Interviews

Alan Michael Parker

Interviewed by Olga Rukovets and Tara Tatum

In A Poem for Sally, the speaker “swallow[s] whole / his youngest daughter” in an effort to protect her from the external world and her own inner turmoil. Although you describe the speaker’s act as one of consumption, it brings to mind the image of returning the daughter to a fetal stage. What was your intention behind the speaker’s action in this poem?

That’s a great catch: I’m hoping to invoke the parent’s primal impulse, and the poignant futility he feels at being unable to protect his daughter. I was also thinking of Cronus—the god who tries to prevent his ouster by swallowing his children (and is fed the Omphalos)—and I was actively working to treat in revisionist fashion his actions.

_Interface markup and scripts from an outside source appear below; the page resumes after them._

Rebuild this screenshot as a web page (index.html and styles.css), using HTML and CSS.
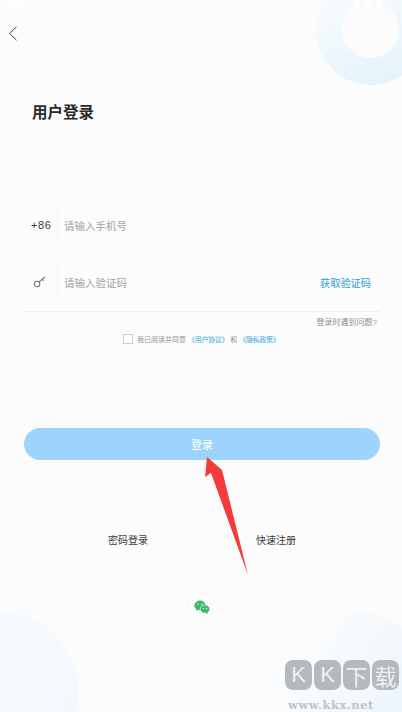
FILE: index.html
```html
<!DOCTYPE html>
<html lang="zh-CN">
<head>
<meta charset="utf-8">
<title>用户登录</title>
<link rel="stylesheet" href="styles.css">
</head>
<body>
<div class="page">
  <div class="ring"><div class="ring-hole"></div></div>
  <div class="blob blob-left"></div>
  <div class="blob blob-right"></div>
  <div class="status">
    <span class="status-time">9:56</span>
    <span class="status-icons"><i></i><i></i><i></i></span>
  </div>
  <header class="nav">
    <svg class="back" width="10" height="15" viewBox="0 0 10 15"><path d="M8.5 .8 1.5 7.5l7 6.7" fill="none" stroke="#444" stroke-width="1"/></svg>
  </header>
  <h1 class="title">用户登录</h1>
  <main class="form">
    <div class="row row-phone">
      <span class="prefix">+86</span>
      <span class="placeholder">请输入手机号</span>
    </div>
    <div class="row row-code">
      <span class="prefix">
        <svg class="key" width="14" height="12" viewBox="0 0 14 12"><circle cx="4" cy="8" r="2.8" fill="none" stroke="#777" stroke-width="1.1"/><path d="M6 6 12 .8M9.2 3.2l1.6 1.8" fill="none" stroke="#777" stroke-width="1.1"/></svg>
      </span>
      <span class="placeholder">请输入验证码</span>
      <span class="get-code">获取验证码</span>
    </div>
    <div class="help">登录时遇到问题?</div>
    <div class="agree">
      <span class="checkbox"></span>
      <span>我已阅读并同意</span>
      <span class="link">《用户协议》</span>
      <span>和</span>
      <span class="link">《隐私政策》</span>
    </div>
    <button class="submit">登录</button>
    <div class="alt">
      <span>密码登录</span>
      <span>快速注册</span>
    </div>
    <div class="social">
      <svg width="16" height="14" viewBox="0 0 16 14"><ellipse cx="6" cy="5.4" rx="5.6" ry="4.9" fill="#3cb96f"/><path d="M2.5 8.5 2 11l3-1.6z" fill="#3cb96f"/><ellipse cx="11" cy="9" rx="4.8" ry="4.1" fill="#3cb96f" stroke="#fcfcfd" stroke-width=".6"/><path d="M13.4 12l.6 2-2.4-1.2z" fill="#3cb96f"/><circle cx="4" cy="4" r=".7" fill="#fff"/><circle cx="8" cy="4" r=".7" fill="#fff"/><circle cx="9.5" cy="8.4" r=".6" fill="#fff"/><circle cx="12.6" cy="8.4" r=".6" fill="#fff"/></svg>
    </div>
  </main>
  <svg class="arrow" width="50" height="120" viewBox="0 0 50 120"><path d="M7 0 5 20 11 16 48 118 22 13 22 13Z" fill="#f53a3a"/></svg>
  <div class="mark">
    <div class="mark-logo"><b>K</b><b>K</b><b>下</b><b>载</b></div>
    <div class="mark-url">www.kkx.net</div>
  </div>
</div>
</body>
</html>
```
FILE: styles.css
```css
* { box-sizing: border-box; margin: 0; padding: 0; }
html, body { height: 100%; }
body {
  background: #fcfcfd;
  font-family: "Liberation Sans", "Noto Sans CJK SC", sans-serif;
  overflow: hidden;
}
.page { position: relative; width: 402px; height: 712px; overflow: hidden; background: #fcfcfd; }
.ring {
  position: absolute; left: 316px; top: -25px; width: 110px; height: 110px;
  border-radius: 50%;
  background: linear-gradient(160deg, #f8fbfd 20%, #e4f3fc 90%);
}
.ring-hole {
  position: absolute; left: 26px; top: 26px; width: 57px; height: 57px;
  border-radius: 50%; background: #fcfcfd;
}
.blob { position: absolute; border-radius: 50%; }
.blob-left {
  left: -80px; top: 612px; width: 158px; height: 158px;
  background: linear-gradient(120deg, #f9fcfe, #f1f8fe);
}
.blob-right {
  left: 268px; top: 612px; width: 170px; height: 170px;
  background: linear-gradient(120deg, #fbfcfd 20%, #e8f3fb 90%);
}
.status {
  position: relative; height: 8px; padding: 0 20px 0 6px;
  display: flex; justify-content: space-between;
  color: #fff; font-size: 9px; line-height: 8px;
}
.status-icons { display: flex; gap: 5px; }
.status-icons i { width: 6px; height: 6px; background: #fff; border-radius: 50%; }
.nav { position: relative; height: 42px; padding: 18px 0 0 8px; }
.back { display: block; }
.title {
  position: relative; margin: 53px 0 0 32px;
  font-size: 15.5px; line-height: 20px; font-weight: 700; color: #2a2a2a;
}
.form { position: relative; padding: 0 22px 0 24px; }
.row {
  display: flex; align-items: center; height: 36px;
  font-size: 10.5px; color: #a2a2a2;
}
.row-phone { margin-top: 84px; }
.row-code { margin-top: 21px; }
.prefix {
  width: 34px; height: 36px; padding-left: 7px; margin-right: 7px;
  display: flex; align-items: center;
  border-right: 1px solid #f2f2f3;
  font-size: 11px; letter-spacing: .6px; color: #3a3a3a;
}
.key { margin-left: 2px; }
.placeholder { margin-left: -1px; }
.get-code { margin-left: auto; margin-right: 9px; font-size: 10.2px; color: #2f9fd0; }
.help {
  margin-top: 11px; border-top: 1px solid #eeeeef;
  padding: 5px 3px 0 0;
  text-align: right; font-size: 8px; line-height: 11px; color: #909090;
}
.agree {
  display: flex; align-items: center; gap: 4px;
  margin-top: 5px; padding-left: 99px; height: 12px;
  font-size: 7px; color: #909090;
}
.checkbox {
  width: 10px; height: 10px;
  border: 1px solid #ccc; background: #fff;
}
.link { color: #3aa6d6; margin: 0 -2px; letter-spacing: -.3px; }
.submit {
  display: block; width: 356px; height: 32px; margin-top: 83px;
  border: 0; border-radius: 16px; background: #9cd4fb;
  color: #fff; font: 11px "Liberation Sans", "Noto Sans CJK SC", sans-serif;
}
.alt {
  display: flex; gap: 108px; margin-top: 74px; padding-left: 84px;
  font-size: 10px; line-height: 14px; color: #3a3a3a;
}
.social {
  width: 27px; height: 27px; margin: 45px 0 0 164px;
  display: flex; align-items: center; justify-content: center;
  border: 1px solid #f3f6f5; border-radius: 50%;
}
.arrow { position: absolute; left: 200px; top: 457px; }
.mark { position: absolute; left: 285px; top: 660px; width: 117px; }
.mark-logo { display: flex; gap: 2px; }
.mark-logo b {
  width: 27px; height: 30px; border-radius: 8px;
  display: flex; align-items: center; justify-content: center;
  background: #b4b9bf; color: #eef1f3; font-size: 22px; font-weight: 400;
}
.mark-url {
  margin-top: 8px; padding-left: 3px;
  font: 700 11.5px/14px "DejaVu Serif", serif; letter-spacing: .5px; color: #bcc3c9;
}
```
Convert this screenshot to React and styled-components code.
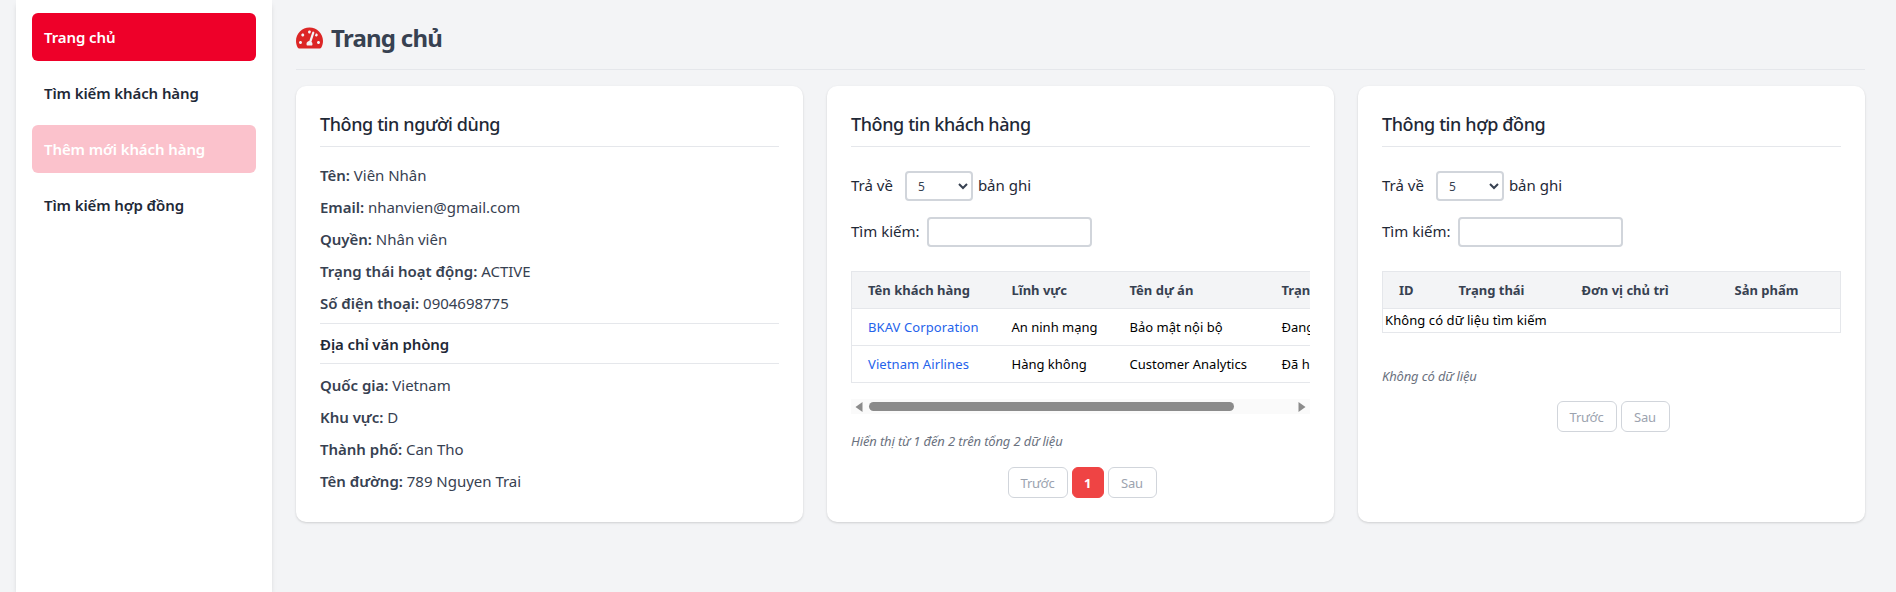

It’s possible, too, as you smartly note, that protecting a child can be an act of consumption.

Is there a reason you chose a male narrator for a poem that appears to evoke the archetypal maternal experience of carrying a child? Did you consider choosing a female narrator?

While the poem has an autobiographical motive, insofar as I wrote it for a friend of mine, I believe that reality offers a poor excuse for art: he’s not male because my friend’s male. Nonetheless, once the poem’s protagonist arrived male in early drafts, I became intrigued; upending the archetype seemed an emotionally rich experience for the poem.

What poet(s) do you find yourself returning to?

Wow, that’s too long a list to note. These days, among those no longer alive: Amichai, Bishop, Clifton, Dugan, Elytis, Levis, Li Po, Moore, Milosz, Neruda, Parra, Szymborska. Among writers my generation or older: Graham, Hass, Hayes, Hogue, Powell, Prufer, Zagajewski. And then a number of younger writers, too: Beasley, Bolden, Hazelton, Hong, Knox, Nezhukumatathil, Stonecipher, Young.

You also write fiction. Do you find yourself more inspired by reading one genre over the other?

Not really. I read much more trashy fiction than bad poetry—is there such a thing as “trashy poetry”?—but inspiration and reading are mostly correlative, for me.

Given the difficult landscape of poetry publishing, what’s the most important advice you give to your writing students? Is there a piece of advice from a writing mentor that has stayed with you over the years?

Joseph Brodsky once told me, “Don’t embarrass yourself.” I think he had just read one of my first published poems—oh dear! My own advice is to remember that writing isn’t a contact sport, although publishing may feel like one. I also recommend a “24-hour Rule”: if a group of poems is returned, unaccepted, I try to send that group out again within twenty-four hours; I aim to preserve my own skepticism about my work, and not let editorial whim dictate my anxieties.

In a self-conducted interview you wrote for The Nervous Breakdown, you say that the three individuals you’d like to have dinner with are your late dog, Issa, Ghandi’s father, and “whoever invented the wheel.” How do you envision the conversation going at the table? What topics would be discussed?

So, Issa will of course offer news of the next life, but it’s likely that I won’t understand her—even as I tried so hard to understand her when she was alive—due to my inability to speak Dog. But I’m sure she’ll have a lot to say, or at least be expressive in moon-eyed ways. As a father, I would want to know Ghandi’s father’s take on parenting. Then, the inventor of the wheel… my word, that would be a marvelous discovery to hear about, and to consider with him or her the scope of human creation in the context of individual brilliance. Would there be a conversation? I think it would be more like a series of stories on “Sixty Minutes,” and at the end, I’d offer some weak homiletic couched as comedy. Then we would drink fine grappa, and Issa would chew a yummy post-prandial bone.